Tropical rainforest soil is often shallow and nutrient-poor, which means tree roots spread outward rather than growing deep. Trees in these environments evolved buttress roots because competition for sunlight drove them to grow tall quickly, and that rapid vertical growth required extra structural support near the base. The broad, plate-like roots increase the tree’s stability against wind and its own weight without needing a deep taproot system.
Beyond mechanical support, buttress roots serve ecological roles. They create what researchers call “root walls” that slow the downhill flow of soil and organic material on slopes, reducing erosion. One hypothesis suggests they also help trees absorb nutrients and water more efficiently from nutrient-depleted soils by increasing the surface area in contact with the topsoil layer. Common buttress-rooted species include trees in the genera Castanopsis, Pterospermum, and many others found across Southeast Asian and South American tropical forests.
Buttresses in the Human Skeleton
Your facial skeleton is organized around a system of horizontal and vertical buttresses: reinforced ridges of bone that absorb and distribute the forces of chewing, impact, and gravity. These bony pillars connect the teeth and jaw to the upper skull, channeling mechanical stress along predictable pathways. When surgeons repair complex facial fractures, they prioritize restoring these buttress lines with metal plates to rebuild the structural framework that holds the midface together.

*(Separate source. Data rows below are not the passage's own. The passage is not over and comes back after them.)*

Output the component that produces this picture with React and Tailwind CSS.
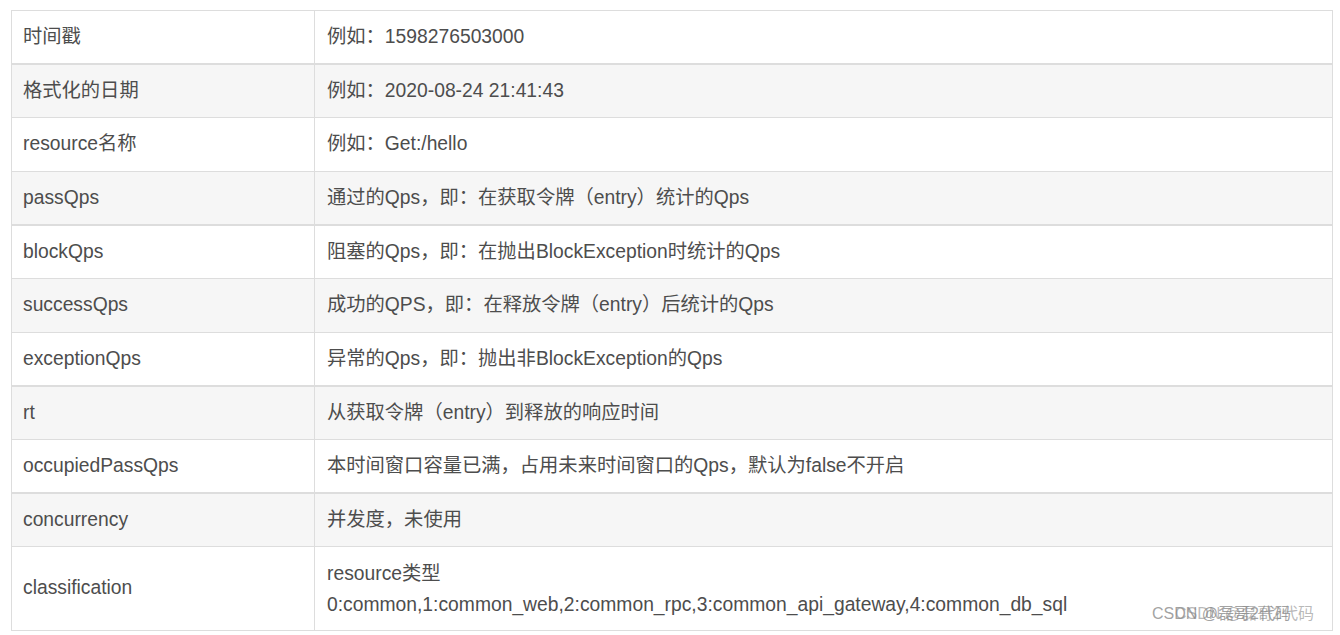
const ROWS = [
  { key: '时间戳', value: '例如：1598276503000', h: 'h-[54px]', thick: true },
  { key: '格式化的日期', value: '例如：2020-08-24 21:41:43', h: 'h-[53px]' },
  { key: 'resource名称', value: '例如：Get:/hello', h: 'h-[54px]' },
  { key: 'passQps', value: '通过的Qps，即：在获取令牌（entry）统计的Qps', h: 'h-[54px]', thick: true },
  { key: 'blockQps', value: '阻塞的Qps，即：在抛出BlockException时统计的Qps', h: 'h-[53px]' },
  { key: 'successQps', value: '成功的QPS，即：在释放令牌（entry）后统计的Qps', h: 'h-[54px]' },
  { key: 'exceptionQps', value: '异常的Qps，即：抛出非BlockException的Qps', h: 'h-[54px]', thick: true },
  { key: 'rt', value: '从获取令牌（entry）到释放的响应时间', h: 'h-[53px]' },
  { key: 'occupiedPassQps', value: '本时间窗口容量已满，占用未来时间窗口的Qps，默认为false不开启', h: 'h-[54px]', thick: true },
  { key: 'concurrency', value: '并发度，未使用', h: 'h-[53px]' },
];

const font = "font-['Liberation_Sans','Noto_Sans_CJK_SC',Arial,sans-serif]";

export default function App() {
  return (
    <div className={`w-[1340px] h-[635px] bg-white ${font} text-[19.3px] text-[#4d4d4d] pt-[10px] pl-[11px] relative overflow-hidden`}>
      <div className="w-[1322px] border border-[#dddddd]">
        {ROWS.map((row, i) => (
          <div
            key={row.key}
            className={`flex ${row.h} ${i % 2 === 1 ? 'bg-[#f6f6f6]' : 'bg-white'} ${row.thick ? 'border-b-2' : 'border-b'} border-[#dddddd]`}
          >
            <div className="w-[303px] border-r border-[#dddddd] flex items-center pl-[11px]">{row.key}</div>
            <div className="flex-1 flex items-center pl-[12px]">{row.value}</div>
          </div>
        ))}
        <div className="flex h-[83px] bg-white">
          <div className="w-[303px] border-r border-[#dddddd] flex items-center pl-[11px]">classification</div>
          <div className="flex-1 flex flex-col justify-center pl-[12px] leading-[31px]">
            <span>resource类型</span>
            <span>0:common,1:common_web,2:common_rpc,3:common_api_gateway,4:common_db_sql</span>
          </div>
        </div>
      </div>
      {/* watermark: two copies drawn on top of each other */}
      <div className="absolute left-[1152px] top-[606px] text-[16px] text-[#8a8a8a]/80 whitespace-nowrap leading-none [text-shadow:23px_0_0_rgba(138,138,138,0.6)]">
        CSDN @磊哥2代码
      </div>
    </div>
  );
}
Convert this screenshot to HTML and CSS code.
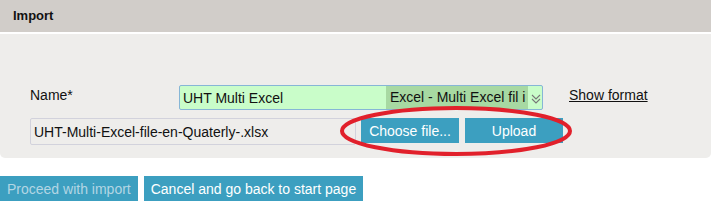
FILE: index.html
```html
<!DOCTYPE html>
<html lang="en">
<head>
    <meta charset="UTF-8">
    <title>Import</title>
    <link rel="stylesheet" href="styles.css">
</head>
<body>
    <div class="header">Import</div>
    <div class="panel">
        <div class="row name-row">
            <label class="label">Name*</label>
            <div class="combo">
                <span class="combo-text">UHT Multi Excel</span>
                <span class="combo-pick">Excel - Multi Excel fil i</span>
                <svg class="chevron" width="12" height="14" viewBox="0 0 12 14">
                    <polyline points="2,3 6,7 10,3" fill="none" stroke="#777" stroke-width="1.1"/>
                    <polyline points="2,7 6,11 10,7" fill="none" stroke="#777" stroke-width="1.1"/>
                </svg>
            </div>
            <a class="show-format" href="#">Show format</a>
        </div>
        <div class="row file-row">
            <div class="file-name">UHT-Multi-Excel-file-en-Quaterly-.xlsx</div>
            <button class="btn btn-fixed">Choose file...</button>
            <button class="btn btn-fixed">Upload</button>
            <svg class="circle" width="240" height="54" viewBox="0 0 240 54">
                <ellipse cx="117" cy="26" rx="114" ry="23" fill="none" stroke="#e1202b" stroke-width="4"/>
            </svg>
        </div>
    </div>
    <div class="actions">
        <button class="btn disabled">Proceed with import</button>
        <button class="btn">Cancel and go back to start page</button>
    </div>
</body>
</html>
```

FILE: styles.css
```css
body {
    margin: 0;
    font-family: "Liberation Sans", Arial, sans-serif;
    font-size: 14px;
    color: #111;
    background: #fff;
    width: 713px;
}

.header {
    height: 32px;
    line-height: 31px;
    padding-left: 13px;
    background-color: #d1cdc9;
    font-weight: bold;
    font-size: 13px;
    margin-right: 2px;
}

.panel {
    margin-top: 2px;
    margin-right: 2px;
    height: 124px;
    box-sizing: border-box;
    padding: 51px 0 0 30px;
    background-color: #eeedeb;
    border-radius: 0 0 5px 5px;
}

.row {
    display: flex;
    align-items: center;
}

.label {
    width: 149px;
    margin-top: -5px;
}

.combo {
    display: flex;
    align-items: center;
    width: 364px;
    height: 25px;
    box-sizing: border-box;
    border: 1px solid #86b6d6;
    border-radius: 2px;
    background-color: #c9fdc9;
}

.combo-text {
    flex: 1;
    padding-left: 3px;
}

.combo-pick {
    width: 138px;
    padding-left: 4px;
    height: 23px;
    line-height: 23px;
    white-space: nowrap;
    overflow: hidden;
    background-color: #a7d9a2;
}

.chevron {
    margin: 2px 0 0 2px;
}

.show-format {
    margin-left: 26px;
    margin-top: -5px;
    color: #111;
}

.file-row {
    position: relative;
    margin-top: 8px;
}

.file-name {
    width: 326px;
    height: 27px;
    line-height: 26px;
    box-sizing: border-box;
    padding-left: 3px;
    border: 1px solid #d2d2dc;
    border-radius: 2px;
    align-self: flex-start;
}

.btn {
    font-family: inherit;
    font-size: 14px;
    color: #fff;
    background-color: #3c9fc0;
    border: none;
    height: 25px;
    padding: 0 7px;
    cursor: pointer;
}

.btn-fixed {
    width: 98px;
    margin-left: 6px;
    align-self: flex-start;
}

.file-row .btn-fixed:first-of-type {
    margin-left: 5px;
}

.circle {
    position: absolute;
    left: 309px;
    top: -13px;
    pointer-events: none;
}

.actions {
    display: flex;
    gap: 6px;
    margin-top: 18px;
}

.disabled {
    color: #b3d6e4;
}
```
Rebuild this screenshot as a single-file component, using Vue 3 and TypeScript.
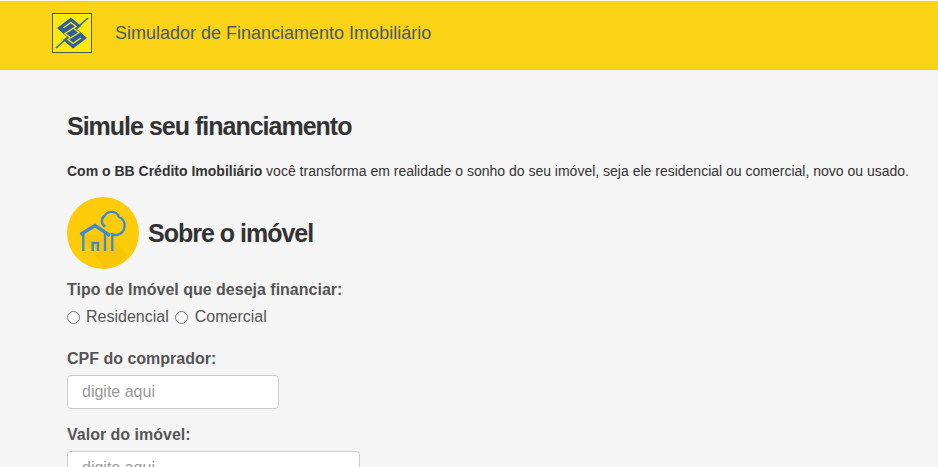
<script setup lang="ts">
const title = 'Simule seu financiamento'
</script>

<template>
  <div class="page">
    <header class="top">
      <svg class="logo" width="40" height="40" viewBox="0 0 40 40">
        <rect x="0.5" y="0.5" width="39" height="39" fill="#fbe80f" stroke="#4a5a50" />
        <path d="M36 5 L27 13 M4 35 L13 27" fill="none" stroke="#2c5f9e" stroke-width="1.500" />
        <path d="M5 15 L19 4.500 L29 13 L25 16 L35 25 L21 35.500 L11 27 L15 24 Z" fill="#2c5f9e" />
        <g fill="none" stroke="#fbe80f" stroke-width="1.400">
          <path d="M11 15 L19 9.500 L24 13.500 L13 20.500 L18 24.500" />
          <path d="M29 25 L21 30.500 L16 26.500 L27 19.500 L22 15.500" />
        </g>
      </svg>
      <span class="brand">Simulador de Financiamento Imobiliário</span>
    </header>
    <main class="content">
      <h1>{{ title }}</h1>
      <p class="intro"><b>Com o BB Crédito Imobiliário</b> você transforma em realidade o sonho do seu imóvel, seja ele residencial ou comercial, novo ou usado.</p>
      <div class="section">
        <svg class="badge" width="72" height="72" viewBox="0 0 72 72">
          <circle cx="36" cy="36" r="36" fill="#fdcb08" />
          <path d="M13 38 L44 38 L60 58 A36 36 0 0 1 38 72 Z" fill="#f4c006" opacity="0.5" />
          <g fill="none" stroke="#3a8ad8" stroke-width="2.300">
            <path d="M38.500 29.500 A6 6 0 0 1 37.500 19 A8 8 0 0 1 52 20 A9.500 9.500 0 0 1 50 38 H45.300" />
            <path d="M45.300 36 V54 M16.300 36 V54 M38 36 V54" />
            <path d="M25.700 54 V46 H31 V54" stroke-width="2.400" />
          </g>
          <path d="M13.500 37.500 L28 28.500 L43 38.500" fill="none" stroke="#3a8ad8" stroke-width="3.400" />
        </svg>
        <h2>Sobre o imóvel</h2>
      </div>
      <div class="field first">
        <label class="lbl">Tipo de Imóvel que deseja financiar:</label>
        <div class="radios">
          <input id="r" type="radio" name="t" /><label for="r">Residencial</label>
          <input id="c" class="second" type="radio" name="t" /><label for="c">Comercial</label>
        </div>
      </div>
      <div class="field cpf">
        <label class="lbl">CPF do comprador:</label>
        <input class="txt short" placeholder="digite aqui" />
      </div>
      <div class="field valor">
        <label class="lbl">Valor do imóvel:</label>
        <input class="txt long" placeholder="digite aqui" />
      </div>
    </main>
  </div>
</template>

<style>
html, body { margin: 0; height: 467px; overflow: hidden; background: #f5f5f5; }
</style>

<style scoped>
.page { font-family: "Liberation Sans", Arial, sans-serif; color: #333; background: #f5f5f5; }
.top { height: 70px; background: #fad316; border-top: 1px solid #f5f5f5; display: flex; align-items: center; padding-left: 52px; box-sizing: border-box; padding-bottom: 5px; }
.logo { display: block; }
.brand { margin-left: 23px; font-size: 18px; color: #4a5a6a; }
.content { padding: 0 0 0 67px; }
h1 { margin: 0; padding-top: 40px; font-size: 25px; line-height: 32px; font-weight: 700; letter-spacing: -1px; color: #333; }
.intro { margin: 19px 0 0; font-size: 14px; line-height: 20px; color: #333; white-space: nowrap; }
.section { display: flex; align-items: center; margin-top: 16px; }
.badge { display: block; }
h2 { margin: 0 0 0 9px; font-size: 25px; font-weight: 700; letter-spacing: -1px; color: #333; }
.field { display: flex; flex-direction: column; align-items: flex-start; }
.first { margin-top: 11px; }
.lbl { font-size: 16px; font-weight: 700; color: #555; line-height: 20px; }
.radios { display: flex; align-items: center; font-size: 16px; color: #555; line-height: 20px; margin-top: 7px; }
.radios input { margin: 0 6px 0 0; width: 13px; height: 13px; }
.radios input.second { margin-right: 7px; }
.radios label { margin-right: 6px; }
.cpf { margin-top: 22px; }
.valor { margin-top: 16px; }
.txt { box-sizing: border-box; height: 34px; margin-top: 6px; padding: 6px 14px; font: 16px "Liberation Sans", Arial, sans-serif; background: #fff; border: 1px solid #ccc; border-radius: 4px; outline: none; color: #555; }
.txt::placeholder { color: #999; }
.short { width: 212px; }
.long { width: 293px; }
</style>
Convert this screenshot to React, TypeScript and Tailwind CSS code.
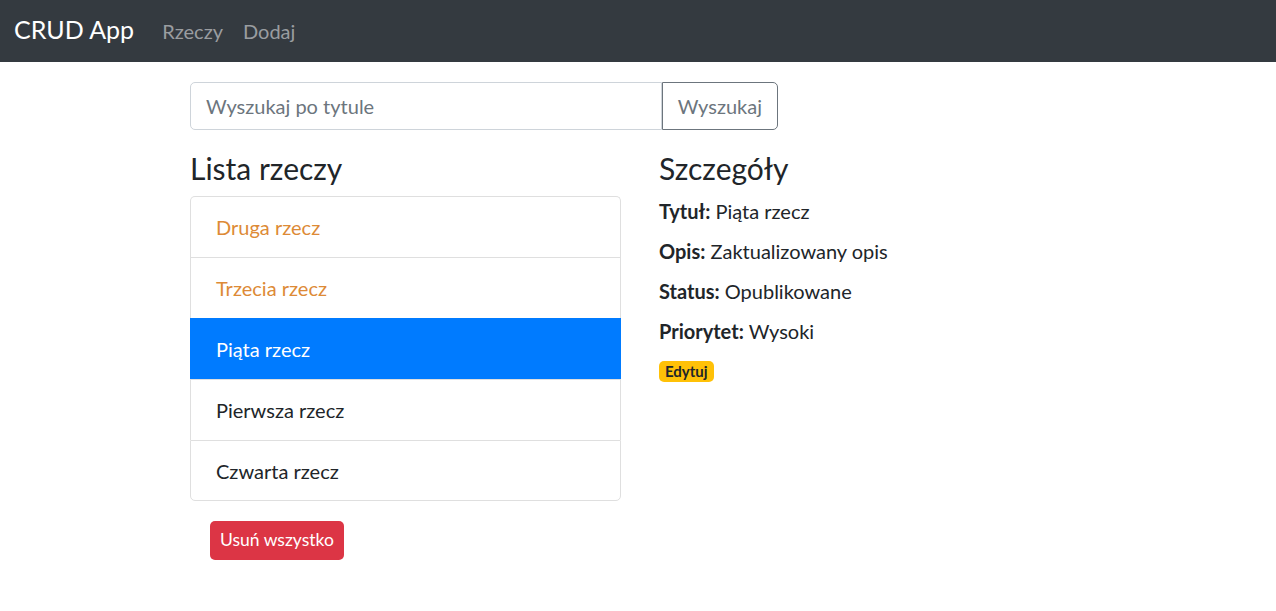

In orthopedic surgery more broadly, a “buttress plate” is a metal plate applied to a fractured bone to prevent fragments from shifting under load. These plates are commonly used near joints, where a piece of bone has been sheared or split by force. The plate is positioned so it forms a supportive angle with the intact bone, blocking the broken fragment from sliding out of alignment as weight or muscle force is applied. Think of it as a bookend holding a fragment in place while it heals.
Buttresses in Geology and Slope Engineering
Geologists and civil engineers use the term “buttress” for both natural rock formations and engineered slope stabilization. A natural rock buttress is a protruding ridge or mass of competent rock that braces an adjacent slope or cliff face, preventing movement of weaker material behind it.
In slope engineering, a buttress fill is one of the most common techniques for stabilizing unstable ground. The process involves removing the outer face of a weak or poorly consolidated slope and replacing it with engineered, compacted fill material. This fill is “keyed” into solid underlying rock or soil so it can’t slide, and it typically finishes at a slope gradient of 2:1 (two feet horizontal for every one foot vertical). Buttress fills are effective at stabilizing deep-seated landslides and weak sedimentary formations, though they require large-scale grading and significantly alter the natural contour of the landscape. In southern California, where weak sedimentary rock is common, buttress fills have been used extensively to make hillside development possible.
The Common Principle
Whether it’s a stone pier bracing a cathedral wall, a concrete slab holding back a reservoir, a tree root stabilizing a 40-meter trunk, or a metal plate keeping a fractured bone aligned, every buttress works on the same principle. It redirects forces that would cause sideways failure and channels them into a stronger foundation. The word comes from the Old French “bouterez,” meaning “to thrust,” and that basic mechanical idea, resisting thrust, connects every use of the term across disciplines.